Le réalisateur s'inspire du livre biographique écrit par Marcelo le seul fils de la famille Paiva Je suis toujours là mais également de son rapport personnel aux évènements puisqu'il était ami avec les enfants du couple à cette époque. Rubens est donc la première personne qu'il connaissait à disparaître. Un cataclysme pour l'entourage. Il prend le point de vue d'Eunice et suit à la trace son combat des décennies durant. Avec une force de caractère exceptionnel l'admirable actrice Fernanda Torres rend cette lutte incroyablement vibrante et bouleversante. Sans jamais abdiquer, elle fait front, ne flanche jamais avec une dignité et un courage hors du commun. Tout perdre, l'homme aimé, l'aisance financière (une femme ne peut toucher à l'argent en banque sans la signature du mari), la maison du bonheur et porter une fratrie de cinq enfant à bout de bras, reprendre des études à 45 ans pour devenir avocate et défendre les opprimés... tout est admirable chez cette femme jusque dans son maintien noble et digne. Eunice est une reine et Fernanda Torres également (Golden globe 2025 mille fois mérité de la meilleure actrice pour ce rôle).

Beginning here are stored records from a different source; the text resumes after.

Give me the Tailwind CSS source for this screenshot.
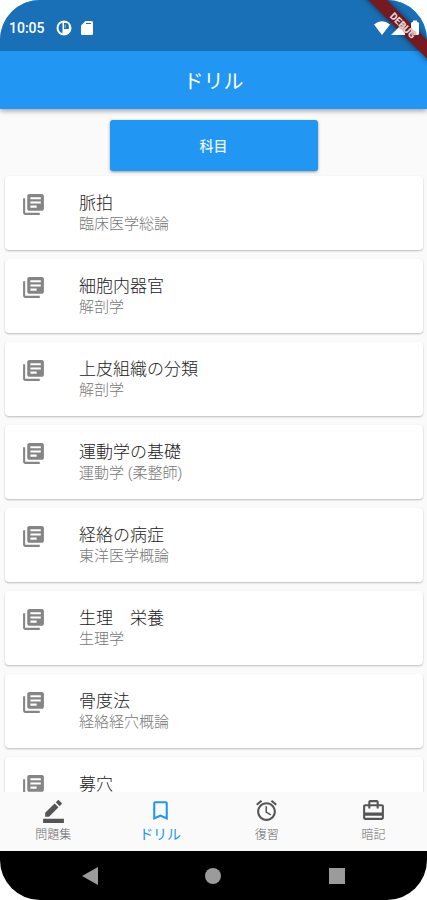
<!DOCTYPE html>
<html lang="ja">
<head>
<meta charset="utf-8">
<meta name="viewport" content="width=device-width, initial-scale=1">
<title>ドリル</title>
<script src="https://cdn.jsdelivr.net/npm/@tailwindcss/browser@4"></script>
</head>
<body class="bg-white font-[Roboto,'Noto_Sans_CJK_JP',sans-serif]">
<svg class="hidden" aria-hidden="true">
  <symbol id="books" viewBox="0 0 24 24"><path d="M4 6H2v14c0 1.1.9 2 2 2h14v-2H4V6zm16-4H8c-1.1 0-2 .9-2 2v12c0 1.1.9 2 2 2h12c1.1 0 2-.9 2-2V4c0-1.1-.9-2-2-2zm-1 9H9V9h10v2zm-4 4H9v-2h6v2zm4-8H9V5h10v2z"/></symbol>
</svg>
<div class="relative flex h-screen flex-col overflow-hidden rounded-[40px] bg-[#fafafa]">
  <header class="relative z-10 shrink-0 bg-[#2196f3] text-white shadow-[0_2px_5px_rgba(0,0,0,0.35)]">
    <div class="flex h-[51px] items-center bg-[#1a70b7] pt-1 pr-[7px] pl-[9px]">
      <span class="text-sm font-medium">10:05</span>
      <svg class="ml-[11px] size-4" viewBox="0 0 16 16"><circle cx="8" cy="8" r="7.5" fill="#fff"/><path d="M6.500 2.800A5.400 5.400 0 0 0 6.500 13.200z" fill="#1a70b7"/><path d="M8 3h1.500a3.300 3.300 0 0 1 3.300 3.300V9H8z" fill="#1a70b7"/><path d="M9.200 4.500V8" stroke="#fff" stroke-width=".6"/></svg>
      <svg class="ml-[9px] h-4 w-3" viewBox="0 0 12 16" fill="#fff"><path d="M4.500 1H10.500Q12 1 12 2.500V13.500Q12 15 10.500 15H1.500Q0 15 0 13.500V5.500z"/><path d="M5 3.500H10" stroke="#1a70b7" stroke-width="1"/></svg>
      <span class="flex-1"></span>
      <svg class="relative z-30 h-4 w-[46px]" viewBox="0 0 46 16" fill="#fff"><path d="M0 4.500Q8 -2 16 4.500L8 15zM17 15L31 1V15z"/><path d="M37 3.500Q37 2 38.500 2H39V0.500H43V2H43.500Q45 2 45 3.500V13.500Q45 15 43.500 15H38.500Q37 15 37 13.500z"/></svg>
    </div>
    <h1 class="flex h-[58px] items-center justify-center pt-1 text-xl font-normal">ドリル</h1>
    <div class="absolute -top-2 -right-9 z-20 flex h-[66px] w-[120px] items-center justify-center" aria-hidden="true">
      <span class="block h-[13px] w-[160px] shrink-0 rotate-45 bg-[#761920] shadow-[0_0_6px_rgba(0,0,0,0.55)]"></span>
    </div>
    <div class="absolute -top-2 -right-9 z-40 flex h-[66px] w-[120px] items-center justify-center">
      <span class="rotate-45 text-[10px] leading-[13px] font-black text-[#e3d3d0] text-shadow-[0_0_2px_#5a1015]">DEBUG</span>
    </div>
  </header>
  <main class="flex min-h-0 flex-1 flex-col">
    <div class="relative z-10 flex shrink-0 justify-center pt-[11px]">
      <button class="h-[51px] w-52 rounded-[3px] bg-[#2196f3] text-sm font-medium text-white/90 shadow-[0_1px_3px_rgba(0,0,0,0.4)]">科目</button>
    </div>
    <ul class="flex min-h-0 flex-1 flex-col gap-[9px] overflow-hidden pt-[5px] pr-1 pl-[5px]">
      <li class="flex h-[74px] shrink-0 gap-[33px] rounded bg-white px-4 pt-4 shadow-[0_1px_2px_rgba(0,0,0,0.25)]"><svg class="size-[25px] fill-[#858585]"><use href="#books"/></svg><div><h2 class="text-[17px] leading-[22px] font-light text-[#222]">脈拍</h2><p class="text-[15px] leading-[21px] font-light text-[#777]">臨床医学総論</p></div></li>
      <li class="flex h-[74px] shrink-0 gap-[33px] rounded bg-white px-4 pt-4 shadow-[0_1px_2px_rgba(0,0,0,0.25)]"><svg class="size-[25px] fill-[#858585]"><use href="#books"/></svg><div><h2 class="text-[17px] leading-[22px] font-light text-[#222]">細胞内器官</h2><p class="text-[15px] leading-[21px] font-light text-[#777]">解剖学</p></div></li>
      <li class="flex h-[74px] shrink-0 gap-[33px] rounded bg-white px-4 pt-4 shadow-[0_1px_2px_rgba(0,0,0,0.25)]"><svg class="size-[25px] fill-[#858585]"><use href="#books"/></svg><div><h2 class="text-[17px] leading-[22px] font-light text-[#222]">上皮組織の分類</h2><p class="text-[15px] leading-[21px] font-light text-[#777]">解剖学</p></div></li>
      <li class="flex h-[74px] shrink-0 gap-[33px] rounded bg-white px-4 pt-4 shadow-[0_1px_2px_rgba(0,0,0,0.25)]"><svg class="size-[25px] fill-[#858585]"><use href="#books"/></svg><div><h2 class="text-[17px] leading-[22px] font-light text-[#222]">運動学の基礎</h2><p class="text-[15px] leading-[21px] font-light text-[#777]">運動学 (柔整師)</p></div></li>
      <li class="flex h-[74px] shrink-0 gap-[33px] rounded bg-white px-4 pt-4 shadow-[0_1px_2px_rgba(0,0,0,0.25)]"><svg class="size-[25px] fill-[#858585]"><use href="#books"/></svg><div><h2 class="text-[17px] leading-[22px] font-light text-[#222]">経絡の病症</h2><p class="text-[15px] leading-[21px] font-light text-[#777]">東洋医学概論</p></div></li>
      <li class="flex h-[74px] shrink-0 gap-[33px] rounded bg-white px-4 pt-4 shadow-[0_1px_2px_rgba(0,0,0,0.25)]"><svg class="size-[25px] fill-[#858585]"><use href="#books"/></svg><div><h2 class="text-[17px] leading-[22px] font-light text-[#222]">生理　栄養</h2><p class="text-[15px] leading-[21px] font-light text-[#777]">生理学</p></div></li>
      <li class="flex h-[74px] shrink-0 gap-[33px] rounded bg-white px-4 pt-4 shadow-[0_1px_2px_rgba(0,0,0,0.25)]"><svg class="size-[25px] fill-[#858585]"><use href="#books"/></svg><div><h2 class="text-[17px] leading-[22px] font-light text-[#222]">骨度法</h2><p class="text-[15px] leading-[21px] font-light text-[#777]">経絡経穴概論</p></div></li>
      <li class="flex h-[74px] shrink-0 gap-[33px] rounded bg-white px-4 pt-4 shadow-[0_1px_2px_rgba(0,0,0,0.25)]"><svg class="size-[25px] fill-[#858585]"><use href="#books"/></svg><div><h2 class="text-[17px] leading-[22px] font-light text-[#222]">募穴</h2></div></li>
    </ul>
  </main>
  <nav class="grid h-[59px] shrink-0 grid-cols-4 bg-[#fafafa] text-xs font-light text-[#666]">
    <a href="#" class="flex flex-col items-center pt-[6px]"><svg class="size-[25px]" viewBox="0 0 24 24" fill="#555"><path d="M22 24H2v-4h20v4zM13.060 5.190l3.750 3.750L7.750 18H4v-3.750l9.060-9.060zm4.820 2.680l-3.750-3.750 1.830-1.830c.39-.39 1.020-.39 1.410 0l2.340 2.340c.39.39.39 1.020 0 1.410l-1.830 1.830z"/></svg><span class="leading-6">問題集</span></a>
    <a href="#" class="flex flex-col items-center pt-[6px] text-sm font-normal text-[#2196f3]" aria-current="page"><svg class="size-[25px]" viewBox="0 0 24 24" fill="currentColor"><path d="M17 3H7c-1.100 0-1.990.9-1.990 2L5 21l7-3 7 3V5c0-1.100-.9-2-2-2zm0 15l-5-2.180L7 18V5h10v13z"/></svg><span class="leading-[22px]">ドリル</span></a>
    <a href="#" class="flex flex-col items-center pt-[6px]"><svg class="size-[25px]" viewBox="0 0 24 24" fill="#555"><path d="M22 5.720l-4.600-3.860-1.290 1.530 4.600 3.860L22 5.720zM7.880 3.390L6.600 1.860 2 5.710l1.290 1.530 4.590-3.850zM12.500 8H11v6l4.750 2.850.75-1.230-4-2.370V8zM12 4c-4.970 0-9 4.030-9 9s4.020 9 9 9c4.970 0 9-4.030 9-9s-4.030-9-9-9zm0 16c-3.870 0-7-3.130-7-7s3.130-7 7-7 7 3.130 7 7-3.130 7-7 7z"/></svg><span class="leading-6">復習</span></a>
    <a href="#" class="flex flex-col items-center pt-[6px]"><svg class="size-[25px]" viewBox="0 0 24 24" fill="#555"><path d="M20 6h-3V4c0-1.110-.89-2-2-2H9c-1.110 0-2 .89-2 2v2H4c-1.110 0-2 .89-2 2v11c0 1.110.89 2 2 2h16c1.110 0 2-.89 2-2V8c0-1.110-.89-2-2-2zM9 4h6v2H9V4zm11 15H4v-2h16v2zm0-5H4V8h3v2h2V8h6v2h2V8h3v6z"/></svg><span class="leading-6">暗記</span></a>
  </nav>
  <div class="flex h-[49px] shrink-0 items-center justify-around bg-black px-7">
    <button aria-label="戻る"><svg class="h-[18px] w-4" viewBox="0 0 16 18" fill="#9b9b9b"><path d="M16 0V18L0 9z"/></svg></button>
    <button aria-label="ホーム" class="size-4 rounded-full bg-[#9b9b9b]"></button>
    <button aria-label="アプリ履歴" class="size-4 bg-[#9b9b9b]"></button>
  </div>
</div>
</body>
</html>
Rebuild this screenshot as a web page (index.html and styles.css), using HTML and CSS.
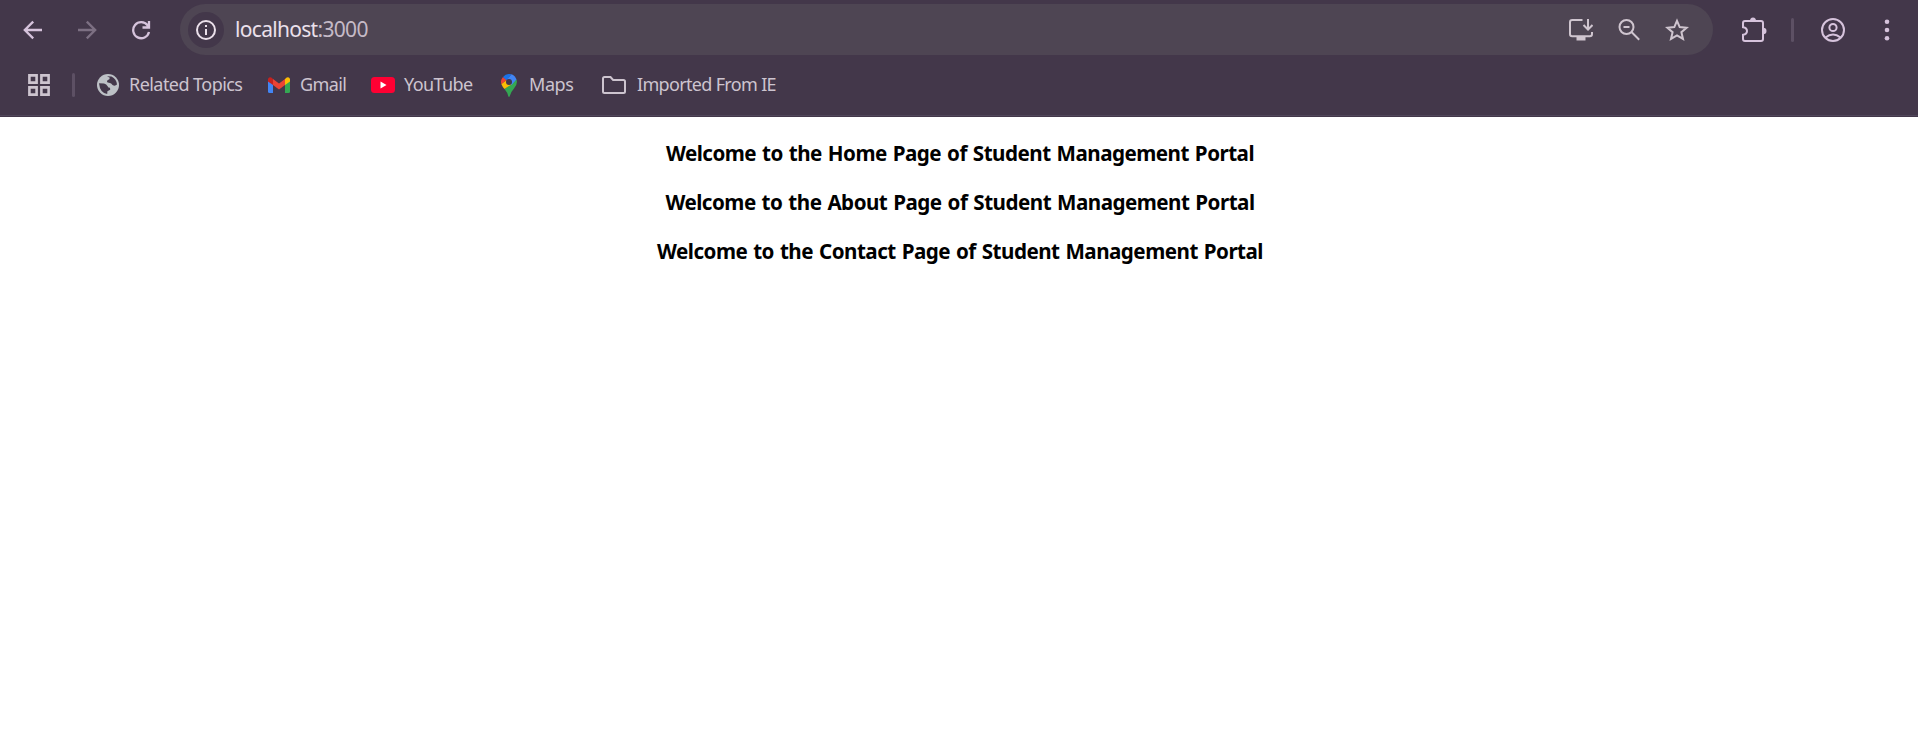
FILE: index.html
```html
<!DOCTYPE html>
<html lang="en">
<head>
<meta charset="utf-8">
<title>Student Management Portal</title>
<link rel="stylesheet" href="styles.css">
</head>
<body>
<header class="chrome">
  <div class="toolbar">
    <svg class="nav-icon back" viewBox="0 0 20 20"><path d="M19 10H3M10.2 1.6 1.8 10l8.4 8.4"/></svg>
    <svg class="nav-icon forward" viewBox="0 0 20 20"><path d="M1 10h16M9.8 1.6l8.4 8.4-8.4 8.4"/></svg>
    <svg class="nav-icon reload" viewBox="0 0 20 20"><path d="M18 12A8 8 0 1 1 16.6 5.4M18 1v6.500h-6.500M16 4.500l1 2"/></svg>
    <div class="omnibox">
      <span class="site-info"><svg class="icon20" viewBox="0 0 20 20"><circle cx="10" cy="10" r="9"/><path d="M10 9v6M10 5v2"/></svg></span>
      <span class="url">localhost<span class="port">:3000</span></span>
      <div class="actions">
        <svg class="icon24" viewBox="0 0 24 24"><path d="M13.500 2H3.200Q1 2 1 4.200V16q0 2.200 2.200 2.200h17.600Q23 18.200 23 16v-2M19 1v10M14.500 7l4.500 4.500L23.500 7"/><path class="solid" d="M7.500 18h9v4.500h-9z"/></svg>
        <svg class="icon24" viewBox="0 0 24 24"><circle cx="9.500" cy="9" r="7"/><path d="M14.500 14l7.700 7.700M6.500 9h6"/></svg>
        <svg class="icon24" viewBox="0 0 24 24"><path d="M12 2.800l2.700 6.300 6.900.6-5.200 4.500 1.600 6.700-6-3.600-6 3.600 1.600-6.700-5.200-4.500 6.900-.6z"/></svg>
      </div>
    </div>
    <svg class="icon26 extensions" viewBox="0 0 26 26"><path d="M4 4h16q2 0 2 2v16q0 2-2 2H4q-2 0-2-2v-4.200q4-.6 4-3.800T2 10.200V6q0-2 2-2z"/><path class="solid" d="M9 4a3 3.500 0 0 1 6 0zM22 10.800a3.500 3.200 0 0 1 0 6.400z"/></svg>
    <span class="divider toolbar-divider"></span>
    <svg class="icon24 profile" viewBox="0 0 24 24"><circle cx="12" cy="12" r="11"/><circle cx="12" cy="9.500" r="3.600"/><path d="M4.500 19.500q7.500-6 15 0"/></svg>
    <svg class="menu" viewBox="0 0 6 24"><circle cx="3" cy="3.700" r="2.300"/><circle cx="3" cy="12" r="2.300"/><circle cx="3" cy="20.300" r="2.300"/></svg>
  </div>
  <nav class="bookmarks">
    <svg class="apps" viewBox="0 0 22 22"><path d="M1.400 1.400h7.200v7.200H1.400zM13.400 1.400h7.200v7.200h-7.200zM1.400 13.400h7.200v7.200H1.400zM13.400 13.400h7.200v7.200h-7.200z"/></svg>
    <span class="divider bookmark-divider"></span>
    <a class="bookmark related"><svg class="globe" viewBox="0 0 22 22"><circle cx="11" cy="11" r="11"/><path d="M10 2.200l4.500.3q5 2.500 5.500 8-2 2-4.500.5Q14.500 9 12 8.800q-3-.3-1.500-2.600 2.500-.4 2.300-2.400zM2 9.200l5 .2q2.500.6 3.800 3 .3 1.500 2.200 1.400l.2 2-2.800 1.400-.2 2.700Q3 19 2 9.200z"/></svg><span>Related Topics</span></a>
    <a class="bookmark gmail"><svg viewBox="0 0 22 16"><path fill="#4285f4" d="M0 3l5 3.500V16H1.500Q0 16 0 14.500z"/><path fill="#34a853" d="M22 3l-5 3.500V16h3.500q1.500 0 1.500-1.500z"/><path fill="#fbbc04" d="M17 2l1.700-1.400Q21-.8 22 2v2.500L17 8z"/><path fill="#ea4335" d="M5 2l6 4.500L17 2v6l-6 4.500L5 8z"/><path fill="#c5221f" d="M5 2L3.300.6Q1-.8 0 2v2.500L5 8z"/></svg><span>Gmail</span></a>
    <a class="bookmark youtube"><svg viewBox="0 0 24 16"><rect width="24" height="16" rx="3.500" fill="#ff0033"/><path fill="#fff" d="M9.500 4.500v7l6-3.500z"/></svg><span>YouTube</span></a>
    <a class="bookmark maps"><svg viewBox="0 0 16 23"><path fill="#34a853" d="M15.500 5.500Q17 10 13 14.500 9.800 18 8.800 22q-.8 2-1.600 0Q6.500 18.500 3.500 15z"/><path fill="#fbbc04" d="M5.500 6L.3 10q.9 2.500 3.200 5L11 10z"/><path fill="#ea4335" d="M2 3q-3 3.500-1.700 7L6 6z"/><path fill="#1a73e8" d="M2 3q3.500-4 8.500-2.700L5.700 6.500z"/><path fill="#4285f4" d="M10.500.3q3.500 1.200 5 5.200L10.500 11 5.700 6z"/><circle cx="8" cy="8" r="3" fill="#43374a"/></svg><span>Maps</span></a>
    <a class="bookmark imported"><svg class="folder" viewBox="0 0 24 18"><path d="M2.500 1h6l2.600 3h10.400Q23 4 23 5.500v10q0 1.500-1.500 1.500h-19Q1 17 1 15.500v-13Q1 1 2.500 1z"/></svg><span>Imported From IE</span></a>
  </nav>
</header>
<main class="page">
  <h1 class="home">Welcome to the Home Page of Student Management Portal</h1>
  <h1 class="about">Welcome to the About Page of Student Management Portal</h1>
  <h1 class="contact">Welcome to the Contact Page of Student Management Portal</h1>
</main>
</body>
</html>
```
FILE: styles.css
```css
* { box-sizing: border-box; }
body { margin: 0; background: #fff; color: #000; font-family: "Noto Sans", "Open Sans", sans-serif; }
svg { display: block; flex: none; fill: none; stroke: currentColor; stroke-width: 2; }
.solid { fill: currentColor; stroke: none; }
.chrome { height: 117px; background: #43374a; color: #d6c3dc; }
.toolbar { display: flex; align-items: center; height: 60px; padding-left: 23px; }
.nav-icon { width: 20px; height: 20px; margin-right: 34px; stroke-width: 2.300; }
.forward { color: #7d7083; }
.reload { margin-right: 29px; }
.omnibox { display: flex; align-items: center; width: 1533px; height: 51px; margin-bottom: 1px; border-radius: 26px; background: #4e4553; padding: 1px 24px 0 8px; color: #cfc5cf; }
.site-info { display: flex; align-items: center; justify-content: center; width: 36px; height: 36px; border-radius: 50%; background: #43374a; color: #ebe0eb; }
.icon20 { width: 20px; height: 20px; }
.icon24 { width: 24px; height: 24px; }
.icon26 { width: 26px; height: 26px; }
.url { margin-left: 11px; padding-bottom: 2px; font-size: 21px; line-height: 28px; letter-spacing: -0.690px; color: #ebe0eb; white-space: nowrap; }
.port { color: #c5bac7; }
.actions { display: flex; gap: 24px; margin-left: auto; }
.extensions { margin-left: 28px; }
.divider { flex: none; width: 3px; height: 24px; border-radius: 2px; background: #5d5064; }
.toolbar-divider { margin-left: 24px; }
.profile { margin-left: 27px; }
.menu { width: 6px; height: 24px; margin-left: 39px; fill: currentColor; stroke: none; }
.bookmarks { display: flex; align-items: center; height: 56px; padding: 0 0 5px 28px; border-bottom: 1px solid #50465a; color: #cdc4cf; font-size: 18px; line-height: 24px; letter-spacing: -0.600px; white-space: nowrap; }
.apps { width: 22px; height: 22px; stroke-width: 2.600; }
.bookmark-divider { margin-left: 22px; }
.bookmark { display: flex; align-items: center; flex: none; }
.bookmark span { padding-bottom: 2px; }
.bookmark svg { stroke: none; }
.related { width: 171px; margin-left: 22px; gap: 10px; letter-spacing: -0.550px; }
.globe { width: 22px; height: 22px; fill: #bdc1c6; }
.globe path { fill: #43374a; }
.gmail { width: 103px; gap: 10px; }
.gmail svg { width: 22px; height: 16px; }
.youtube { width: 130px; gap: 9px; }
.youtube svg { width: 24px; height: 16px; }
.maps { width: 101px; gap: 12px; letter-spacing: -0.450px; }
.maps svg { width: 16px; height: 23px; }
.imported { gap: 11px; letter-spacing: -0.670px; }
.bookmark .folder { width: 24px; height: 18px; stroke: currentColor; }
.page { padding: 21px 0 0 2px; text-align: center; }
.page h1 { margin: 0 0 19px; font-size: 20.600px; line-height: 30px; font-weight: 700; letter-spacing: -0.510px; word-spacing: 1.100px; }
```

Walter Salles ne joue ni avec nos nerfs, ni avec nos émotions. Les exactions et tortures physiques restent hors champ. Eunice fera également l'objet d'une arrestation avec une de ses filles. Lors de son passage de plusieurs jours dans les geôles, ce sont les tortures psychologiques, les humiliations et le chantage à l'usure qui sont décrits.

Même si l'ombre du père absent plane sur la famille entière, je pense que le Je suis toujours là du titre représente aussi Eunice, la femme, la mère intérieurement détruite mais constamment digne, calme, sereine, douce, indestructible. Cette actrice et ce film profondément humains sont admirables pour décrire l'abjection d'un régime innommable qui laisse comme seule raison d'espérer et de sourire à nouveau, rien que l'idée d'obtenir un certificat de décès.

Glaçant et essentiel il me semble, le film est aussi incroyablement beau, avec une bande son magnifique (dont une chanson française gainsbourienne) et un casting impeccable.

3 millions de brésiliens ont fait un triomphe à ce film.